There Is a Fire in the Wilderness
This is a strange and bewildering time. It is not unlike England in the 1920s, when a range of thinkers and artists left behind skepticism in the wake of a shattering world war and vacuous higher culture. They saw, rightly, that the key cultural ideas of that day did not offer what they needed, whether societally or individually.
In our day, we must see the same, and stand for what is good. Tempted by authoritarianism of both a “rightist” and leftist flavor, we must not succumb. We must stand for the good of the Bible-influenced Western tradition: the rights of the individual, the goodness of religious liberty and all the liberties that flow from it as the “first freedom,” the need for a reenchanted public square ordered around the reality of God’s existence and the dignity of the God-made person, and a political process that respects the voice of the people and the rule of law.

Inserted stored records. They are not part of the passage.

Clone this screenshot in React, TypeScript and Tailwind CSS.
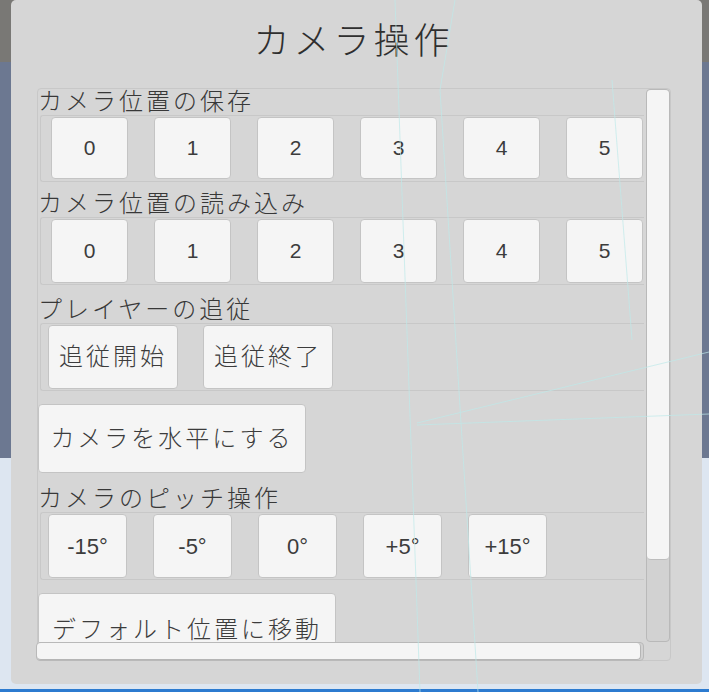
import type { ReactNode } from 'react';

const FONT = "font-['Liberation_Sans','Noto_Sans_CJK_JP',sans-serif]";

function Label({ children, className = '' }: { children: ReactNode; className?: string }) {
  return (
    <div className={`-ml-[2px] h-[26px] whitespace-nowrap text-[24px] font-light leading-[26px] tracking-[3px] text-[#383838] ${className}`}>
      {children}
    </div>
  );
}

function Btn({ children, className = '' }: { children: ReactNode; className?: string }) {
  return (
    <button
      type="button"
      className={`flex shrink-0 items-center justify-center whitespace-nowrap rounded-[4px] border border-[#c4c4c4] bg-[#f5f5f5] text-[#3c3c3c] ${className}`}
    >
      {children}
    </button>
  );
}

function Row({ children, className = '' }: { children: ReactNode; className?: string }) {
  return (
    <div className={`flex w-[640px] shrink-0 rounded-l-[3px] border-y border-l border-[#c8c8c8] py-[1px] ${className}`}>
      {children}
    </div>
  );
}

export default function App() {
  const slots = ['0', '1', '2', '3', '4', '5'];
  const pitch = ['-15°', '-5°', '0°', '+5°', '+15°'];

  return (
    <div
      className={`relative flex h-[692px] w-[709px] flex-col overflow-hidden bg-[linear-gradient(to_bottom,#797875_0px,#797875_62px,#6c7891_62px,#6c7891_458px,#dde6f1_458px,#dde6f1_689px,#2c7bd0_689px)] pb-[8px] pl-[11px] pr-[7px] ${FONT}`}
    >
      <div className="flex flex-1 flex-col rounded-[5px] bg-[#d6d6d6]">
        <div className="flex h-[88px] items-center justify-center pb-[4px] pr-[6px] text-[36px] font-light tracking-[4px] text-[#2f2f2f]">
          カメラ操作
        </div>

        <div className="ml-[26px] grid h-[573px] w-[634px] grid-cols-[606px_28px] grid-rows-[553px_20px] rounded-[4px] border border-[#c8c8c8]">
          {/* viewport */}
          <div className="flex flex-col overflow-hidden pl-[2px]">
            <Label>カメラ位置の保存</Label>
            <Row className="h-[67px] gap-[26px] pl-[10px]">
              {slots.map((s) => (
                <Btn key={s} className="h-[62px] w-[77px] text-[21px]">
                  {s}
                </Btn>
              ))}
            </Row>

            <Label className="mt-[9px]">カメラ位置の読み込み</Label>
            <Row className="h-[68px] gap-[26px] pl-[10px]">
              {slots.map((s) => (
                <Btn key={s} className="h-[64px] w-[77px] text-[21px]">
                  {s}
                </Btn>
              ))}
            </Row>

            <Label className="mt-[12px]">プレイヤーの追従</Label>
            <Row className="h-[68px] w-[330px] gap-[25px] pl-[7px]">
              <Btn className="h-[64px] w-[130px] text-[24px] font-light tracking-[3px]">追従開始</Btn>
              <Btn className="h-[64px] w-[130px] text-[24px] font-light tracking-[3px]">追従終了</Btn>
            </Row>

            <Btn className="-ml-[2px] mt-[13px] h-[69px] w-[268px] text-[24px] font-light tracking-[3px]">カメラを水平にする</Btn>

            <Label className="mt-[13px]">カメラのピッチ操作</Label>
            <Row className="h-[68px] gap-[26px] pl-[7px]">
              {pitch.map((p) => (
                <Btn key={p} className="h-[64px] w-[79px] text-[22px]">
                  {p}
                </Btn>
              ))}
            </Row>

            <Btn className="-ml-[2px] mt-[13px] h-[69px] w-[298px] items-start pt-[18px] text-[24px] font-light tracking-[3px]">
              デフォルト位置に移動
            </Btn>
          </div>

          {/* vertical scrollbar */}
          <div className="ml-[2px] mr-[2px] flex flex-col rounded-[4px] border border-[#b9b9b9] bg-[#d2d2d2]">
            <div className="h-[470px] rounded-[4px] border-b border-[#bdbdbd] bg-[#f5f5f5]" />
          </div>

          {/* horizontal scrollbar */}
          <div className="-ml-[2px] mb-[1px] flex rounded-[4px] border border-[#b9b9b9] bg-[#d2d2d2] pr-[2px]">
            <div className="flex-1 rounded-[4px] border-r border-b border-[#b5b5b5] bg-[#f5f5f5]" />
          </div>
          <div />
        </div>
      </div>

      {/* scene gizmo lines showing through */}
      <svg
        className="pointer-events-none absolute left-0 top-0 h-[692px] w-[709px]"
        viewBox="0 0 709 692"
        fill="none"
      >
        <g stroke="#bfeaea" strokeWidth="1" opacity="0.7">
          <path d="M395 0 L420 692" />
          <path d="M455 0 L440 90 L478 692" />
          <path d="M612 80 L632 340" />
          <path d="M417 423 L709 352" />
          <path d="M417 425 L709 414" />
        </g>
      </svg>
    </div>
  );
}
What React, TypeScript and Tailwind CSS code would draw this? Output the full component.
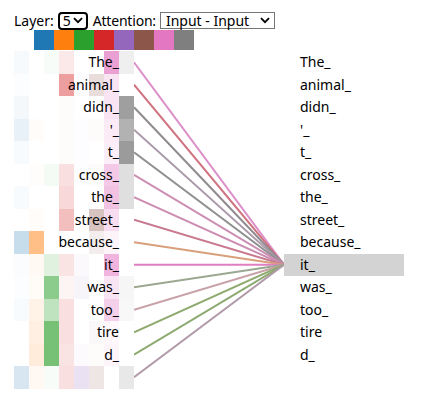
import { FC } from 'react'

const HEADS = ['#1f77b4', '#ff7f0e', '#2ca02c', '#d62728', '#9467bd', '#8c564b', '#e377c2', '#7f7f7f']

const TOKENS = ['The_', 'animal_', 'didn_', "'_", 't_', 'cross_', 'the_', 'street_', 'because_', 'it_', 'was_', 'too_', 'tire', 'd_', '']

// attention weight per head, one row per token
const WEIGHTS = [
  [0.04, 0, 0.03, 0.1, 0, 0, 0.7, 0.12],
  [0.01, 0, 0, 0.45, 0.02, 0.2, 0.2, 0],
  [0.05, 0, 0, 0.02, 0, 0, 0.2, 0.75],
  [0.1, 0.02, 0, 0.02, 0.02, 0.02, 0.15, 0.6],
  [0.03, 0, 0, 0.02, 0.02, 0, 0.12, 0.78],
  [0, 0.01, 0.05, 0.15, 0.02, 0.02, 0.4, 0.25],
  [0.03, 0, 0, 0.18, 0, 0, 0.45, 0.25],
  [0, 0.02, 0, 0.3, 0, 0.35, 0.25, 0],
  [0.25, 0.5, 0, 0, 0, 0.1, 0.08, 0],
  [0.02, 0.05, 0.15, 0.13, 0.04, 0, 0.55, 0],
  [0.01, 0.03, 0.55, 0.05, 0.07, 0, 0.2, 0.07],
  [0.03, 0.1, 0.3, 0.15, 0, 0, 0.35, 0.05],
  [0, 0.12, 0.65, 0.15, 0, 0.04, 0.05, 0],
  [0, 0.15, 0.65, 0.13, 0.03, 0.02, 0.08, 0],
  [0.18, 0.05, 0.03, 0.15, 0.2, 0.15, 0, 0.18],
]

const LINE_COLORS = [
  '#dc8fc8', '#d0727f', '#8f8b8f', '#aa9aa9', '#8f8f8f', '#cc8db2', '#cc8db2',
  '#c9798f', '#d99f7a', '#e07fc0', '#9aa890', '#c8a1a8', '#8fa96f', '#8ca96f', '#b199a9',
]

const ROW = 22.5
const TARGET = 9

const Chevron: FC = () => (
  <svg width="10" height="7" viewBox="0 0 10 7" className="shrink-0">
    <path d="M1 1.2 L5 5.2 L9 1.2" fill="none" stroke="black" strokeWidth="1.8" />
  </svg>
)

export default function App() {
  return (
    <div className="min-h-[403px] bg-white pl-[14px] pt-[11px] font-['Noto_Sans',sans-serif] text-[14px] text-black">
      <div className="flex h-[19px] items-center">
        <span className="leading-none">Layer:</span>
        <div className="ml-[4px] flex h-[18px] w-[30px] items-center justify-between rounded-[4px] border-2 border-black pl-[3px] pr-[3px]">
          <span className="leading-none">5</span>
          <Chevron />
        </div>
        <span className="ml-[5px] leading-none tracking-[-0.2px]">Attention:</span>
        <div className="ml-[4px] flex h-[17px] w-[115px] items-center justify-between border border-[#767676] pl-[5px] pr-[4px]">
          <span className="leading-none">Input - Input</span>
          <Chevron />
        </div>
      </div>

      <div className="ml-[20px] flex h-5">
        {HEADS.map((c) => (
          <div key={c} className="h-5 w-5" style={{ backgroundColor: c }} />
        ))}
      </div>

      <div className="mt-px flex">
        <div className="flex w-[120px] flex-col">
          {TOKENS.map((t, i) => (
            <div key={i} className="grid h-[22.5px] grid-cols-[repeat(8,15px)]">
              {WEIGHTS[i].map((w, h) => (
                <div
                  key={h}
                  className="row-start-1"
                  style={{ gridColumnStart: h + 1, backgroundColor: HEADS[h], opacity: w }}
                />
              ))}
              <span className="col-start-1 col-end-8 row-start-1 z-10 text-right leading-[22.5px]">{t}</span>
            </div>
          ))}
        </div>

        <svg width="150" height={ROW * 15} className="block">
          {TOKENS.map((_, i) => (
            <line
              key={i}
              x1="0"
              y1={ROW * i + ROW / 2}
              x2="150"
              y2={ROW * TARGET + ROW / 2}
              stroke={LINE_COLORS[i]}
              strokeWidth="2"
            />
          ))}
        </svg>

        <div className="flex w-[120px] flex-col">
          {TOKENS.slice(0, 14).map((t, i) => (
            <div
              key={i}
              className={`h-[22.5px] pl-4 leading-[22.5px] ${i === TARGET ? 'bg-[#d3d3d3]' : ''}`}
            >
              {t}
            </div>
          ))}
        </div>
      </div>
    </div>
  )
}
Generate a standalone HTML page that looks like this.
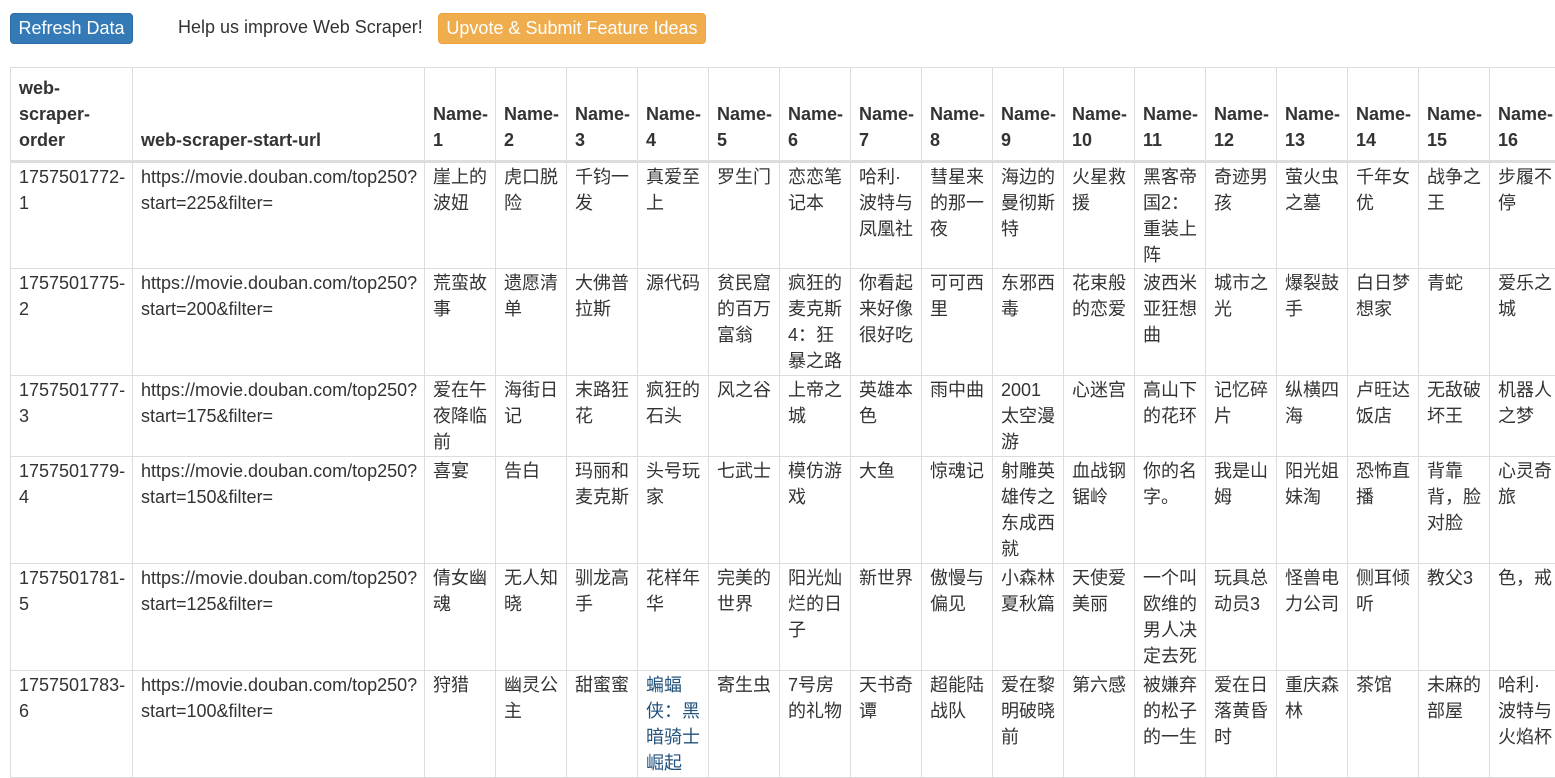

Even as we honor these goods, we acknowledge that the world, as I said early on in this essay, has changed, and profoundly so. The New Atheists have suffered such complete and humiliating cultural defeat. Dawkins has been cancelled, Harris gives extended thought-exercises on his podcast expressing support for mass death in the face of resistance to lockdowns, and many others have either disappeared or lost heart.
This is now clear as a referendum on the New Atheism: it did not prove up to the task of equipping our world to repel the strong gods. It proved shockingly inadequate to the task, for it has no program of human dignity, creatureliness (before a Creator), and liberty. Many atheists are gifted and courageous people in natural terms, but they simply do not have the horsepower needed to overcome the strong gods. In truth, none of us do. Only God does.
Conclusion: The New Atheism Is Dead, But Jesus Christ Is Alive
This is what Ali grapples with in her recent UnHerd piece, “Why I Am Now a Christian.” Her account of the strength of Christianity largely centered in the functional power of the faith for society. But at one point, she noted a gift that Christianity gives: “spiritual solace,” she termed it.
She is quite right. There is no spiritual solace in atheism, not even a little. In fact, back in the day, the New Atheists went helmet-headfirst against spiritual solace, mocking it and savaging it. But now, in the tragedy of human pride, they find themselves—at least some of them—wanting it. Comfort—like hope—is a hard instinct to quiet, it turns out.
The New Atheism is gone, friends. It will never breathe again. But truth, beauty, and goodness are not dead. In embodied and personal form, they are very much alive. Jesus Christ is on his throne, and try as the devil and his minions might, he will never be overcome. He is the only one who can defeat the strong gods out there. But he is also the only one who can win the war raging in every human heart—in here.
The New Atheism is dead, but Jesus Christ is alive.